* **Set problem**
Pictures in the data below are not part of the copy; transcribe everything else exactly.

* **Data shown**
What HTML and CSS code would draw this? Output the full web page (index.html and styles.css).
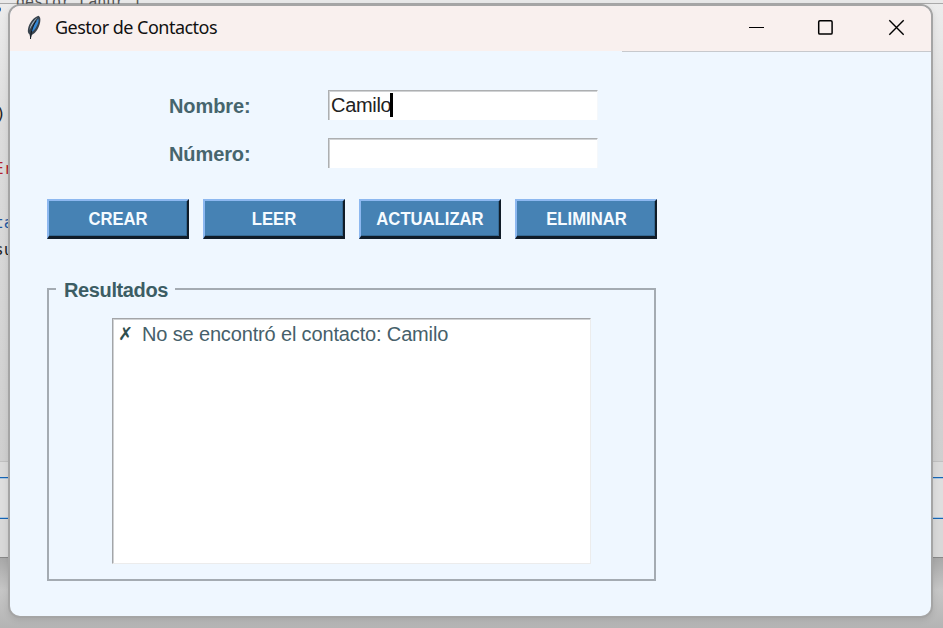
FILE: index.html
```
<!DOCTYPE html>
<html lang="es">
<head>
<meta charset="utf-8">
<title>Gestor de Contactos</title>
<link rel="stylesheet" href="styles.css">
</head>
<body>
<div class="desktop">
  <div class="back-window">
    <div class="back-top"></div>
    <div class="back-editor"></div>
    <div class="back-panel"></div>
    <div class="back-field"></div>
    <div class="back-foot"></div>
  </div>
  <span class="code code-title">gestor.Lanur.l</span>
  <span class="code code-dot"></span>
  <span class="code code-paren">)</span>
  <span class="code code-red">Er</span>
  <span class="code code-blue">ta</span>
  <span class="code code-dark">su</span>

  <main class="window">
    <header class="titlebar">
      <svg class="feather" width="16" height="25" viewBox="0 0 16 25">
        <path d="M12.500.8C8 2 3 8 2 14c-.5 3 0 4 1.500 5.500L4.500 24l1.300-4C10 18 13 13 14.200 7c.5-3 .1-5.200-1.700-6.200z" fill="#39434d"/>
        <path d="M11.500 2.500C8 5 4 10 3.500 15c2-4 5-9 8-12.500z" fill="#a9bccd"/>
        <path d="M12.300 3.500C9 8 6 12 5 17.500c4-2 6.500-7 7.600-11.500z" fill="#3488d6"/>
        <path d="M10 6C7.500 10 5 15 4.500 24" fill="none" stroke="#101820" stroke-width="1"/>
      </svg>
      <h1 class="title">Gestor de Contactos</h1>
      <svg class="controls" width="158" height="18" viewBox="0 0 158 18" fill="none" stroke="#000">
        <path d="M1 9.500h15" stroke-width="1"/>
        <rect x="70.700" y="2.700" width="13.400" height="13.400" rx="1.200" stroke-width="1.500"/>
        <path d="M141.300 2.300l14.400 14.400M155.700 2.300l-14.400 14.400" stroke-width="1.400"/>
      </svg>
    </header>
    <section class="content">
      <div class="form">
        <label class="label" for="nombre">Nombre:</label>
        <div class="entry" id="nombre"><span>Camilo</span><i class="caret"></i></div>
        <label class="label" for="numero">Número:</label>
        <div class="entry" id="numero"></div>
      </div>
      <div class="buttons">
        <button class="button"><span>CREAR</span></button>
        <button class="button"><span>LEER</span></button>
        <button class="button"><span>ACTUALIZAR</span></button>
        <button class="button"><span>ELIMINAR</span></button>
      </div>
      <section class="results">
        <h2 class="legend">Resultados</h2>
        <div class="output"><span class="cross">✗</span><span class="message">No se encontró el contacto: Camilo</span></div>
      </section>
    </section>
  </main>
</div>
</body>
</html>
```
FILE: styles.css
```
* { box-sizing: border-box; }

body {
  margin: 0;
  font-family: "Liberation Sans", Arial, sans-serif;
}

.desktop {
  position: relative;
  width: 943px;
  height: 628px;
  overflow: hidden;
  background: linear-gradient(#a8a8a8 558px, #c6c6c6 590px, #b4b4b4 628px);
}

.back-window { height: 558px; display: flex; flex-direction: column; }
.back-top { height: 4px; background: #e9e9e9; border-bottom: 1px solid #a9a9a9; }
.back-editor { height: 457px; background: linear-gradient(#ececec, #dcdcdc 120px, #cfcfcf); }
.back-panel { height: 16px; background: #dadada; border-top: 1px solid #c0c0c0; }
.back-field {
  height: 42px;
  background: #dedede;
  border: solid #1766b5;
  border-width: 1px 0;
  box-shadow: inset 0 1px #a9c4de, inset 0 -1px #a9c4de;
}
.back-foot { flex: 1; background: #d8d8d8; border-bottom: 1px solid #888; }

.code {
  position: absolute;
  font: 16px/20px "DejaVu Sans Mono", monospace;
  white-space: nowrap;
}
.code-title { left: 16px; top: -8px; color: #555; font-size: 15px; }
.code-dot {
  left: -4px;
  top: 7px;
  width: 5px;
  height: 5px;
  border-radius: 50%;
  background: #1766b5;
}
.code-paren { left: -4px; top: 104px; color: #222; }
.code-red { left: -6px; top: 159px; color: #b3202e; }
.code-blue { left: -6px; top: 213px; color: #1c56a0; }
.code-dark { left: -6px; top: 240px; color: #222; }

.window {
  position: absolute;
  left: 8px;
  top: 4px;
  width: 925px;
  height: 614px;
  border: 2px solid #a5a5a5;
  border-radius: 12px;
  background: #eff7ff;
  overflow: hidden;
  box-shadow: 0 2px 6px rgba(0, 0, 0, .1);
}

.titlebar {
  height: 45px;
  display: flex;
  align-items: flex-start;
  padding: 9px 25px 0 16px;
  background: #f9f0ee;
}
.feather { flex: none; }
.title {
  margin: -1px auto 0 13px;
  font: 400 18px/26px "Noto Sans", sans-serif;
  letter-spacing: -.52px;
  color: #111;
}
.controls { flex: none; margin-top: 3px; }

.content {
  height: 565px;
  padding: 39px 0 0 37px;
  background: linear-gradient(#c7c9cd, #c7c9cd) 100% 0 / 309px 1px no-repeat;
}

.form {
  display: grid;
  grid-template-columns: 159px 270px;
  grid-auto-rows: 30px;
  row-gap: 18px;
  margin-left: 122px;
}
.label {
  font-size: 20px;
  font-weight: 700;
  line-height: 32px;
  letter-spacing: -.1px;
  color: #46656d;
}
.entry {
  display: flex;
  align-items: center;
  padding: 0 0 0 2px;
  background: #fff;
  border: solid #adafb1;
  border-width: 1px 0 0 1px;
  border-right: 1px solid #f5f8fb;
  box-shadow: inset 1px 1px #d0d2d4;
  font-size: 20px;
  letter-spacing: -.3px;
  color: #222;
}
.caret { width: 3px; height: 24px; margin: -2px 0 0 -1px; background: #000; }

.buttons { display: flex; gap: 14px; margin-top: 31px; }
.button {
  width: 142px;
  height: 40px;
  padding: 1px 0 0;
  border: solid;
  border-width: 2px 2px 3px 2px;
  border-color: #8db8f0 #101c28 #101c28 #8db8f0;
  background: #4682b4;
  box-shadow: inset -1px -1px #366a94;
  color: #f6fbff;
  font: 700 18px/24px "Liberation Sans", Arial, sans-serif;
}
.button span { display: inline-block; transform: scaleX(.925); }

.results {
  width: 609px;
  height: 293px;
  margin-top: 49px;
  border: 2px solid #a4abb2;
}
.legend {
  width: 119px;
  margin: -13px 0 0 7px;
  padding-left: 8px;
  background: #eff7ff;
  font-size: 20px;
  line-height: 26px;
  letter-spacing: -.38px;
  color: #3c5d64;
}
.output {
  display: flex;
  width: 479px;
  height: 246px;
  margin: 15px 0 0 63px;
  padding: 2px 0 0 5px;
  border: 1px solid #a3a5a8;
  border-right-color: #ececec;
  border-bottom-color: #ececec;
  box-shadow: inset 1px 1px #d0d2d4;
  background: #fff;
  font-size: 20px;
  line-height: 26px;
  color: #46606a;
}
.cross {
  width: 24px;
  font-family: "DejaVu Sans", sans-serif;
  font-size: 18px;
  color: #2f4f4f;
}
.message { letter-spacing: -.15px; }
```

* **Answer below**
What HTML and CSS code would draw this? Output the full web page (index.html and styles.css).
FILE: index.html
```
<!DOCTYPE html>
<html lang="es">
<head>
<meta charset="utf-8">
<title>Gestor de Contactos</title>
<link rel="stylesheet" href="styles.css">
</head>
<body>
<div class="desktop">
  <div class="back-window">
    <div class="back-top"></div>
    <div class="back-editor"></div>
    <div class="back-panel"></div>
    <div class="back-field"></div>
    <div class="back-foot"></div>
  </div>
  <span class="code code-title">gestor.Lanur.l</span>
  <span class="code code-dot"></span>
  <span class="code code-paren">)</span>
  <span class="code code-red">Er</span>
  <span class="code code-blue">ta</span>
  <span class="code code-dark">su</span>

  <main class="window">
    <header class="titlebar">
      <svg class="feather" width="16" height="25" viewBox="0 0 16 25">
        <path d="M12.500.8C8 2 3 8 2 14c-.5 3 0 4 1.500 5.500L4.500 24l1.300-4C10 18 13 13 14.200 7c.5-3 .1-5.200-1.700-6.200z" fill="#39434d"/>
        <path d="M11.500 2.500C8 5 4 10 3.500 15c2-4 5-9 8-12.500z" fill="#a9bccd"/>
        <path d="M12.300 3.500C9 8 6 12 5 17.500c4-2 6.500-7 7.600-11.500z" fill="#3488d6"/>
        <path d="M10 6C7.500 10 5 15 4.500 24" fill="none" stroke="#101820" stroke-width="1"/>
      </svg>
      <h1 class="title">Gestor de Contactos</h1>
      <svg class="controls" width="158" height="18" viewBox="0 0 158 18" fill="none" stroke="#000">
        <path d="M1 9.500h15" stroke-width="1"/>
        <rect x="70.700" y="2.700" width="13.400" height="13.400" rx="1.200" stroke-width="1.500"/>
        <path d="M141.300 2.300l14.400 14.400M155.700 2.300l-14.400 14.400" stroke-width="1.400"/>
      </svg>
    </header>
    <section class="content">
      <div class="form">
        <label class="label" for="nombre">Nombre:</label>
        <div class="entry" id="nombre"><span>Camilo</span><i class="caret"></i></div>
        <label class="label" for="numero">Número:</label>
        <div class="entry" id="numero"></div>
      </div>
      <div class="buttons">
        <button class="button"><span>CREAR</span></button>
        <button class="button"><span>LEER</span></button>
        <button class="button"><span>ACTUALIZAR</span></button>
        <button class="button"><span>ELIMINAR</span></button>
      </div>
      <section class="results">
        <h2 class="legend">Resultados</h2>
        <div class="output"><span class="cross">✗</span><span class="message">No se encontró el contacto: Camilo</span></div>
      </section>
    </section>
  </main>
</div>
</body>
</html>
```
FILE: styles.css
```
* { box-sizing: border-box; }

body {
  margin: 0;
  font-family: "Liberation Sans", Arial, sans-serif;
}

.desktop {
  position: relative;
  width: 943px;
  height: 628px;
  overflow: hidden;
  background: linear-gradient(#a8a8a8 558px, #c6c6c6 590px, #b4b4b4 628px);
}

.back-window { height: 558px; display: flex; flex-direction: column; }
.back-top { height: 4px; background: #e9e9e9; border-bottom: 1px solid #a9a9a9; }
.back-editor { height: 457px; background: linear-gradient(#ececec, #dcdcdc 120px, #cfcfcf); }
.back-panel { height: 16px; background: #dadada; border-top: 1px solid #c0c0c0; }
.back-field {
  height: 42px;
  background: #dedede;
  border: solid #1766b5;
  border-width: 1px 0;
  box-shadow: inset 0 1px #a9c4de, inset 0 -1px #a9c4de;
}
.back-foot { flex: 1; background: #d8d8d8; border-bottom: 1px solid #888; }

.code {
  position: absolute;
  font: 16px/20px "DejaVu Sans Mono", monospace;
  white-space: nowrap;
}
.code-title { left: 16px; top: -8px; color: #555; font-size: 15px; }
.code-dot {
  left: -4px;
  top: 7px;
  width: 5px;
  height: 5px;
  border-radius: 50%;
  background: #1766b5;
}
.code-paren { left: -4px; top: 104px; color: #222; }
.code-red { left: -6px; top: 159px; color: #b3202e; }
.code-blue { left: -6px; top: 213px; color: #1c56a0; }
.code-dark { left: -6px; top: 240px; color: #222; }

.window {
  position: absolute;
  left: 8px;
  top: 4px;
  width: 925px;
  height: 614px;
  border: 2px solid #a5a5a5;
  border-radius: 12px;
  background: #eff7ff;
  overflow: hidden;
  box-shadow: 0 2px 6px rgba(0, 0, 0, .1);
}

.titlebar {
  height: 45px;
  display: flex;
  align-items: flex-start;
  padding: 9px 25px 0 16px;
  background: #f9f0ee;
}
.feather { flex: none; }
.title {
  margin: -1px auto 0 13px;
  font: 400 18px/26px "Noto Sans", sans-serif;
  letter-spacing: -.52px;
  color: #111;
}
.controls { flex: none; margin-top: 3px; }

.content {
  height: 565px;
  padding: 39px 0 0 37px;
  background: linear-gradient(#c7c9cd, #c7c9cd) 100% 0 / 309px 1px no-repeat;
}

.form {
  display: grid;
  grid-template-columns: 159px 270px;
  grid-auto-rows: 30px;
  row-gap: 18px;
  margin-left: 122px;
}
.label {
  font-size: 20px;
  font-weight: 700;
  line-height: 32px;
  letter-spacing: -.1px;
  color: #46656d;
}
.entry {
  display: flex;
  align-items: center;
  padding: 0 0 0 2px;
  background: #fff;
  border: solid #adafb1;
  border-width: 1px 0 0 1px;
  border-right: 1px solid #f5f8fb;
  box-shadow: inset 1px 1px #d0d2d4;
  font-size: 20px;
  letter-spacing: -.3px;
  color: #222;
}
.caret { width: 3px; height: 24px; margin: -2px 0 0 -1px; background: #000; }

.buttons { display: flex; gap: 14px; margin-top: 31px; }
.button {
  width: 142px;
  height: 40px;
  padding: 1px 0 0;
  border: solid;
  border-width: 2px 2px 3px 2px;
  border-color: #8db8f0 #101c28 #101c28 #8db8f0;
  background: #4682b4;
  box-shadow: inset -1px -1px #366a94;
  color: #f6fbff;
  font: 700 18px/24px "Liberation Sans", Arial, sans-serif;
}
.button span { display: inline-block; transform: scaleX(.925); }

.results {
  width: 609px;
  height: 293px;
  margin-top: 49px;
  border: 2px solid #a4abb2;
}
.legend {
  width: 119px;
  margin: -13px 0 0 7px;
  padding-left: 8px;
  background: #eff7ff;
  font-size: 20px;
  line-height: 26px;
  letter-spacing: -.38px;
  color: #3c5d64;
}
.output {
  display: flex;
  width: 479px;
  height: 246px;
  margin: 15px 0 0 63px;
  padding: 2px 0 0 5px;
  border: 1px solid #a3a5a8;
  border-right-color: #ececec;
  border-bottom-color: #ececec;
  box-shadow: inset 1px 1px #d0d2d4;
  background: #fff;
  font-size: 20px;
  line-height: 26px;
  color: #46606a;
}
.cross {
  width: 24px;
  font-family: "DejaVu Sans", sans-serif;
  font-size: 18px;
  color: #2f4f4f;
}
.message { letter-spacing: -.15px; }
```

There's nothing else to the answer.